PROBLEM TO WORK ON:
Show, in full, each line of the data that contains "this".

STORED DATA:
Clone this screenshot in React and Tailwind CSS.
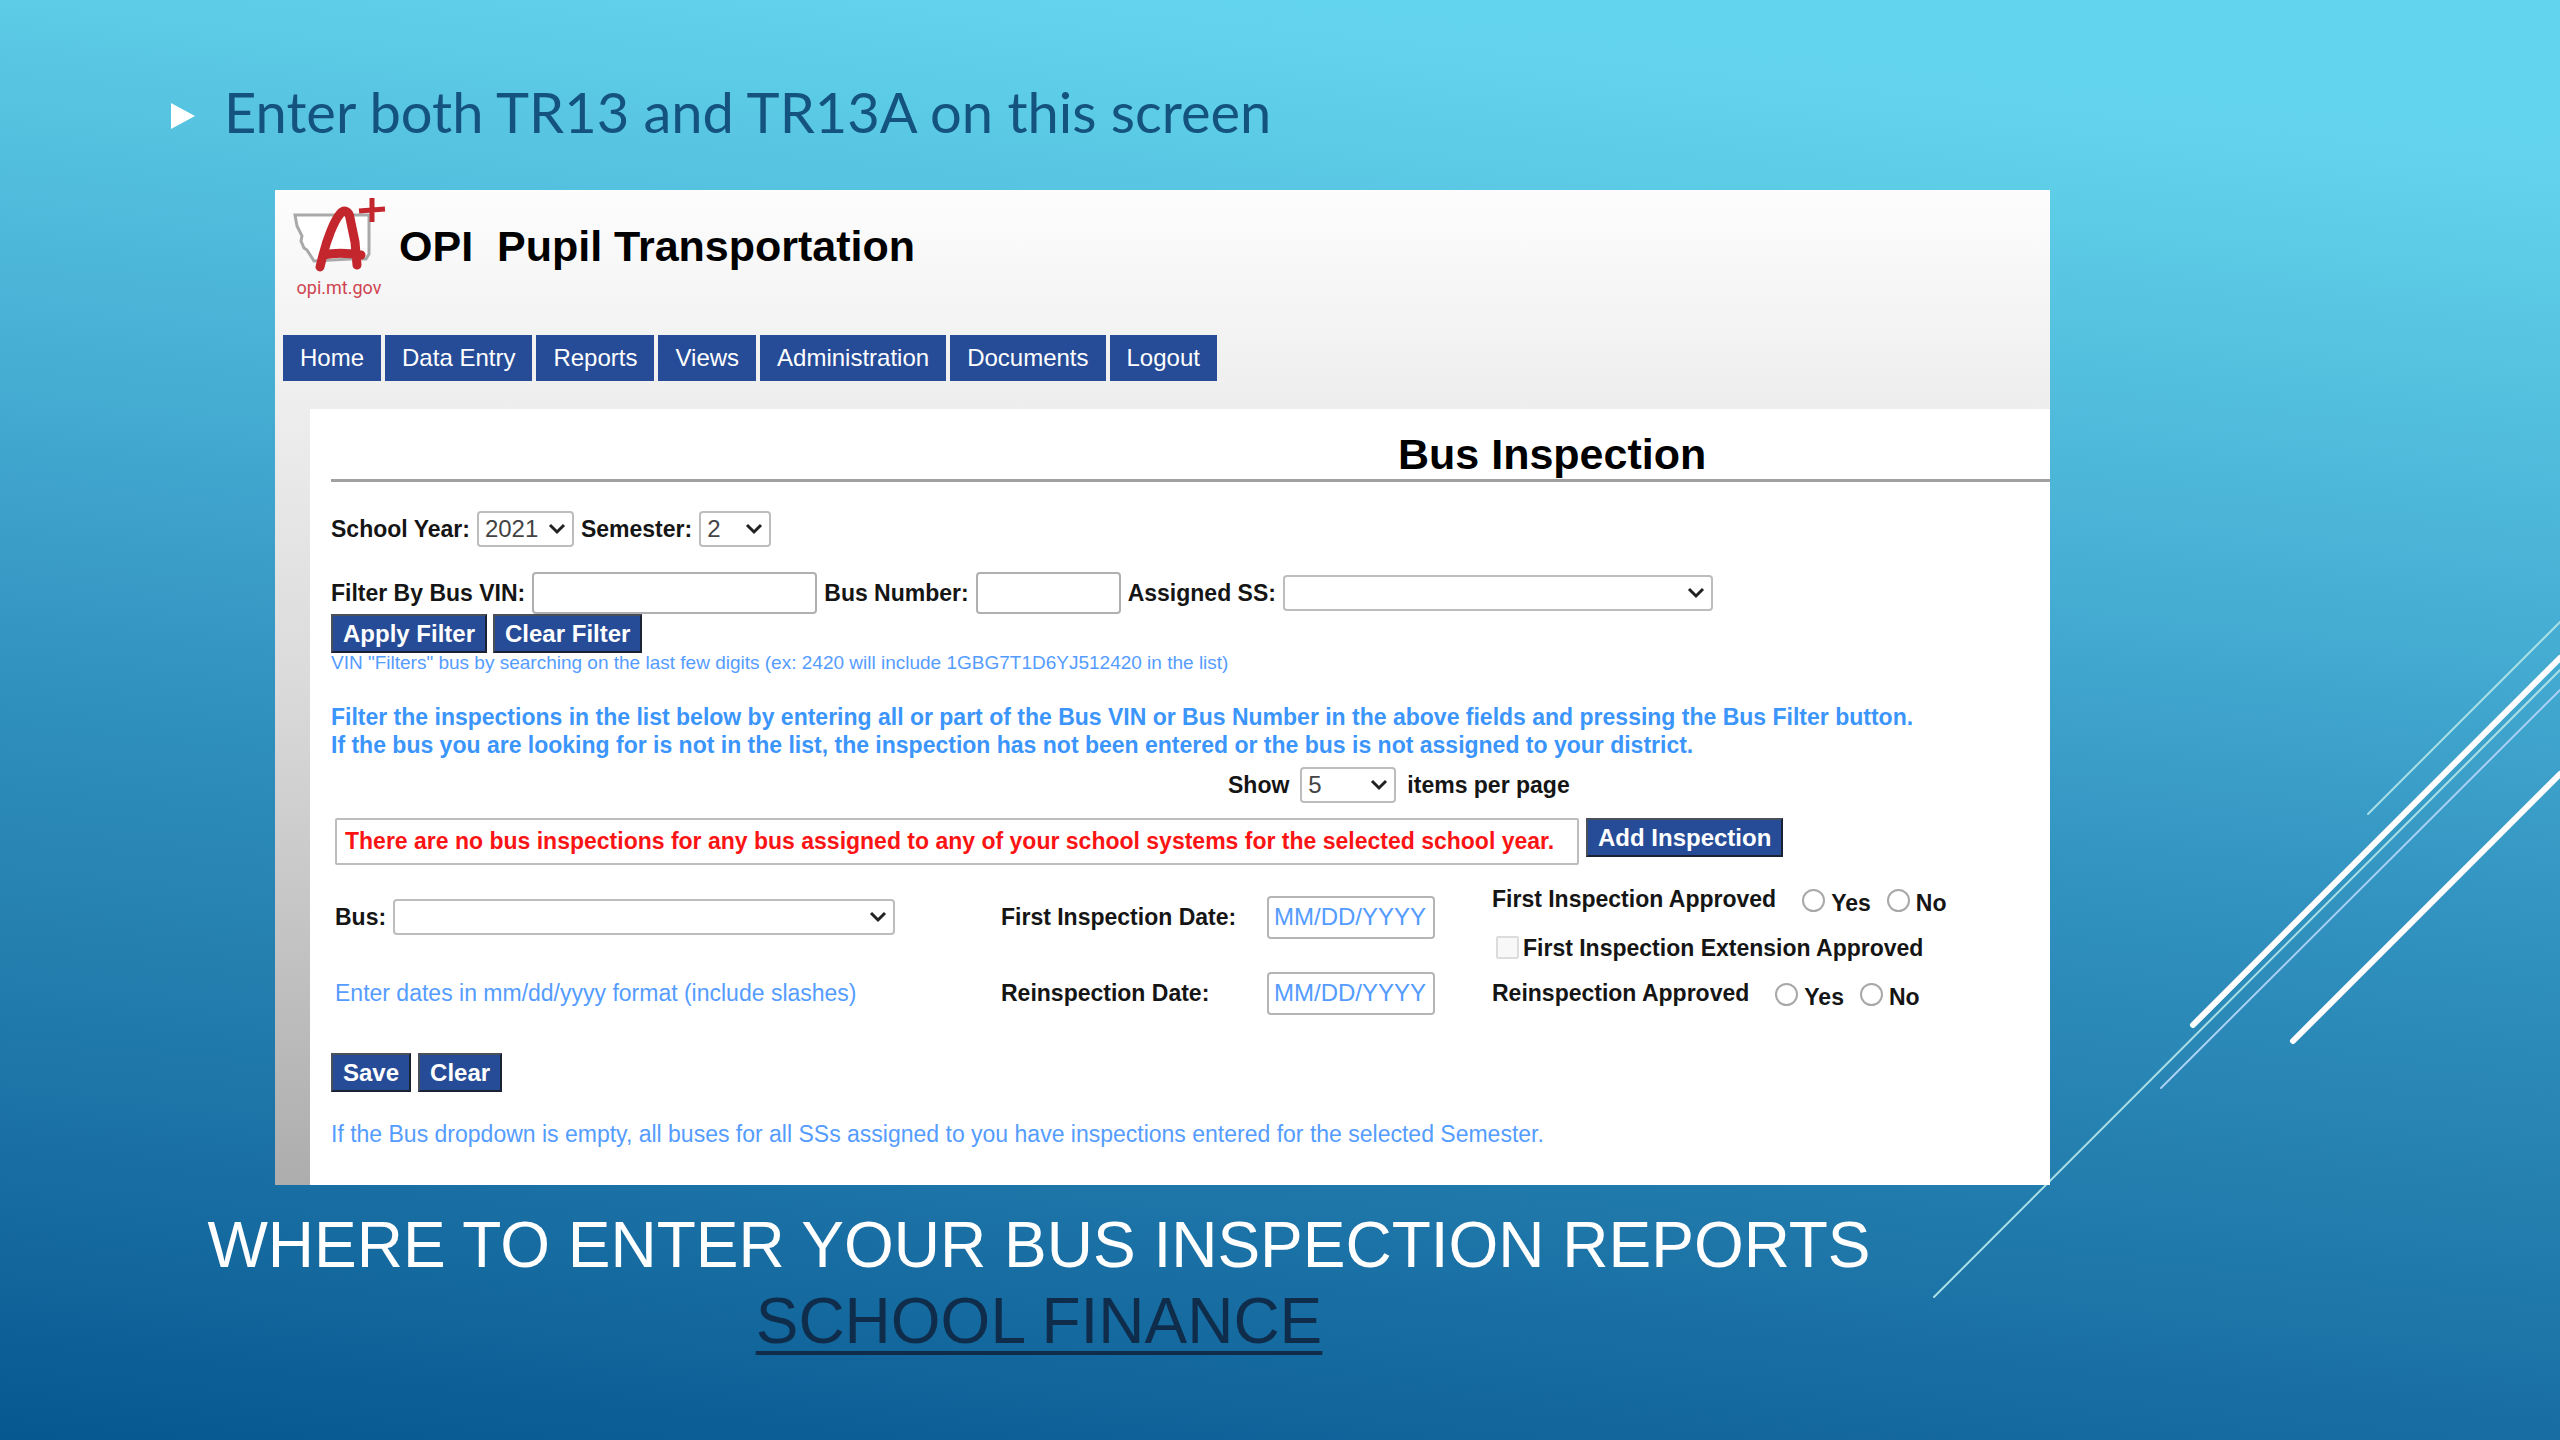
import { useState } from "react";

const menu = [
  "Home",
  "Data Entry",
  "Reports",
  "Views",
  "Administration",
  "Documents",
  "Logout",
];

function Dropdown({ id, label, options, className }) {
  return (
    <span className="relative inline-flex">
      <select
        id={id}
        aria-label={label}
        className={`h-9 appearance-none rounded-sm border-2 border-[#bdbdbd] bg-white pl-[6px] text-2xl leading-7 font-normal text-[#444] ${className}`}
      >
        {options.map((option) => (
          <option key={option}>{option}</option>
        ))}
      </select>
      <svg
        viewBox="0 0 18 12"
        className="pointer-events-none absolute top-3 right-2 h-3 w-[18px]"
      >
        <path d="M2 2l7 7 7-7" fill="none" stroke="#222" strokeWidth="3" />
      </svg>
    </span>
  );
}

function ActionButton({ children, onClick }) {
  return (
    <button
      type="button"
      onClick={onClick}
      className="h-[39px] border-2 border-t-[#4a4f5c] border-r-[#1b2233] border-b-[#1b2233] border-l-[#4a4f5c] bg-[#264c97] px-[10px] text-2xl leading-8 font-bold text-white"
    >
      {children}
    </button>
  );
}

function DateInput({ id }) {
  return (
    <input
      id={id}
      type="text"
      placeholder="MM/DD/YYYY"
      className="h-[43px] w-[168px] rounded-sm border-2 border-[#b5b5b5] bg-white px-[5px] text-2xl font-normal text-[#444] placeholder:text-[#559cff]"
    />
  );
}

function YesNo({ name, label }) {
  return (
    <div
      role="radiogroup"
      aria-labelledby={name}
      className="flex h-[47px] items-center"
    >
      <span id={name} className="mr-[26px] pb-1">
        {label}
      </span>
      {["Yes", "No"].map((answer) => (
        <label key={answer} className="mr-4 flex items-center gap-[6px]">
          <input
            type="radio"
            name={name}
            className="size-[23px] appearance-none rounded-full border-2 border-[#a8a8a8] bg-white checked:border-8 checked:border-[#264c97]"
          />
          <span className="pt-1">{answer}</span>
        </label>
      ))}
    </div>
  );
}

function Logo() {
  return (
    <svg viewBox="0 0 100 110" className="h-[110px] w-[100px]">
      <path
        d="M5 21H79V60L76 65H60L24 67L17 56L14 54L11 47L12 42L7 32Z"
        fill="#fff"
        stroke="#a9a9a9"
        strokeWidth="3"
      />
      <path
        d="M30 73L33 61C37 45 44 27 50 20C54 15 59 17 60 24L65 48L67 71M34 61C46 58 58 59 71 61"
        fill="none"
        stroke="#c4262e"
        strokeWidth="9"
        strokeLinecap="round"
        strokeLinejoin="round"
      />
      <path d="M82 4V28M69 17L95 15" stroke="#c4262e" strokeWidth="5" />
      <text
        x="49"
        y="100"
        textAnchor="middle"
        fill="#cf4450"
        fontSize="18"
        fontFamily="Roboto, 'Noto Sans', sans-serif"
      >
        opi.mt.gov
      </text>
    </svg>
  );
}

function Streaks() {
  return (
    <svg
      viewBox="0 0 660 720"
      className="absolute top-[600px] right-0 h-[720px] w-[660px]"
      fill="none"
      strokeLinecap="round"
    >
      <g stroke="#a9dfe6" strokeWidth="2">
        <path d="M468 214L660 22" />
        <path d="M34 697L660 70" />
        <path d="M261 488L660 90" stroke="#a9d0f5" />
      </g>
      <g stroke="#fff" strokeWidth="6">
        <path d="M293 425L660 58" />
        <path d="M393 441L660 174" />
      </g>
    </svg>
  );
}

export default function App() {
  const [vin, setVin] = useState("");
  const [busNumber, setBusNumber] = useState("");

  function clearFilter() {
    setVin("");
    setBusNumber("");
  }

  return (
    <main className="relative min-h-screen overflow-hidden bg-[linear-gradient(186deg,#63d4ee_0%,#62d2ed_10%,#5ccbe6_16%,#45acd2_38%,#3090be_56%,#2580b0_70%,#196fa4_83%,#065890_100%)] pt-[72px] font-['Liberation_Sans',Arial,sans-serif]">
      <Streaks />
      <ul className="relative pl-[171px]">
        <li className="flex items-center gap-[29px] text-[56px] leading-[80px] text-[#14527f]">
          <svg viewBox="0 0 24 26" className="mt-2 h-[26px] w-6">
            <path d="M0 0L24 13L0 26Z" fill="#fff" />
          </svg>
          <span className="font-['Century_Gothic','URW_Gothic',Lato,sans-serif]">
            Enter both TR13 and TR13A on this screen
          </span>
        </li>
      </ul>

      <section className="relative mt-[38px] mr-[510px] ml-[275px] bg-linear-to-b from-[#fdfdfd] via-[#dadada] to-[#adadad]">
        <header className="flex h-[145px] items-start gap-[9px] pt-1 pl-[15px]">
          <Logo />
          <h2 className="pt-[27px] text-[43px] leading-[50px] font-bold whitespace-pre text-black">
            OPI{"  "}Pupil Transportation
          </h2>
        </header>
        <nav className="flex gap-1 pl-2">
          {menu.map((item) => (
            <a
              key={item}
              href="#"
              className="bg-[#264c97] px-[17px] text-[24px] leading-[46px] text-white"
            >
              {item}
            </a>
          ))}
        </nav>

        <form className="mt-7 ml-[35px] overflow-hidden bg-white pt-5 pb-[37px] pl-[21px] text-[23px] leading-7 font-bold whitespace-nowrap text-[#151515]">
          <h1 className="border-b-[3px] border-[#a0a0a0] pl-[1067px] text-[43px] leading-[50px] text-black">
            Bus Inspection
          </h1>

          <div className="mt-[29px] flex h-9 items-center gap-[7px]">
            <label htmlFor="year">School Year:</label>
            <Dropdown id="year" options={["2021"]} className="w-[97px]" />
            <label htmlFor="semester">Semester:</label>
            <Dropdown id="semester" options={["2"]} className="w-[72px]" />
          </div>

          <div className="mt-[25px] flex h-[42px] items-center gap-[7px]">
            <label htmlFor="vin">Filter By Bus VIN:</label>
            <input
              id="vin"
              type="text"
              value={vin}
              onChange={(event) => setVin(event.target.value)}
              className="h-[42px] w-[285px] rounded-sm border-2 border-[#b0b0b0] bg-white px-2 font-normal"
            />
            <label htmlFor="number">Bus Number:</label>
            <input
              id="number"
              type="text"
              value={busNumber}
              onChange={(event) => setBusNumber(event.target.value)}
              className="h-[42px] w-[145px] rounded-sm border-2 border-[#b0b0b0] bg-white px-2 font-normal"
            />
            <label htmlFor="assigned">Assigned SS:</label>
            <Dropdown id="assigned" options={[""]} className="w-[430px]" />
          </div>
          <div className="flex gap-[6px]">
            <ActionButton>Apply Filter</ActionButton>
            <ActionButton onClick={clearFilter}>Clear Filter</ActionButton>
          </div>
          <p className="text-[19px] leading-5 font-normal text-[#559cff]">
            VIN "Filters" bus by searching on the last few digits (ex: 2420 will
            include 1GBG7T1D6YJ512420 in the list)
          </p>

          <p className="mt-[30px] text-[#3b95fb]">
            Filter the inspections in the list below by entering all or part of
            the Bus VIN or Bus Number in the above fields and pressing the Bus
            Filter button.
            <br />
            If the bus you are looking for is not in the list, the inspection
            has not been entered or the bus is not assigned to your district.
          </p>
          <div className="mt-2 flex items-center gap-[11px] pl-[897px]">
            <span>Show</span>
            <Dropdown label="Items per page" options={["5"]} className="w-24" />
            <span>items per page</span>
          </div>

          <div className="mt-[15px] flex items-start gap-[7px] pl-1">
            <p className="w-[1244px] rounded-xs border-2 border-[#bdbdbd] pl-2 leading-[43px] text-[#fa1414]">
              There are no bus inspections for any bus assigned to any of your
              school systems for the selected school year.
            </p>
            <ActionButton>Add Inspection</ActionButton>
          </div>

          <div className="mt-3 flex pl-1">
            <div className="w-[666px] pt-[2px]">
              <div className="flex h-[76px] items-center gap-[7px]">
                <label htmlFor="bus">Bus:</label>
                <Dropdown id="bus" options={[""]} className="w-[502px]" />
              </div>
              <p className="leading-[76px] font-normal text-[#559cff]">
                Enter dates in mm/dd/yyyy format (include slashes)
              </p>
            </div>
            <div className="w-[491px] pt-[2px]">
              <div className="flex h-[76px] items-center">
                <label htmlFor="first" className="w-[266px]">
                  First Inspection Date:
                </label>
                <DateInput id="first" />
              </div>
              <div className="flex h-[76px] items-center">
                <label htmlFor="again" className="w-[266px]">
                  Reinspection Date:
                </label>
                <DateInput id="again" />
              </div>
            </div>
            <div>
              <YesNo name="firstApproved" label="First Inspection Approved" />
              <label className="flex h-[47px] items-center gap-1 pl-1">
                <input
                  type="checkbox"
                  disabled
                  className="size-[23px] appearance-none rounded-xs border-2 border-[#dcdcdc] bg-[#f8f8f8]"
                />
                First Inspection Extension Approved
              </label>
              <YesNo name="againApproved" label="Reinspection Approved" />
            </div>
          </div>

          <div className="mt-[22px] flex gap-[7px]">
            <ActionButton>Save</ActionButton>
            <ActionButton>Clear</ActionButton>
          </div>
          <p className="mt-7 font-normal text-[#559cff]">
            If the Bus dropdown is empty, all buses for all SSs assigned to you
            have inspections entered for the selected Semester.
          </p>
        </form>
      </section>

      <h2 className="relative mt-[22px] mr-[482px] text-center text-[64px] leading-[76px] text-white">
        WHERE TO ENTER YOUR BUS INSPECTION REPORTS
        <br />
        <a
          href="#"
          className="text-[#0f2d4b] underline decoration-4 underline-offset-8"
        >
          SCHOOL FINANCE
        </a>
      </h2>
    </main>
  );
}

COMPLETE ANSWER:
Clone this screenshot in React and Tailwind CSS.
            Enter both TR13 and TR13A on this screen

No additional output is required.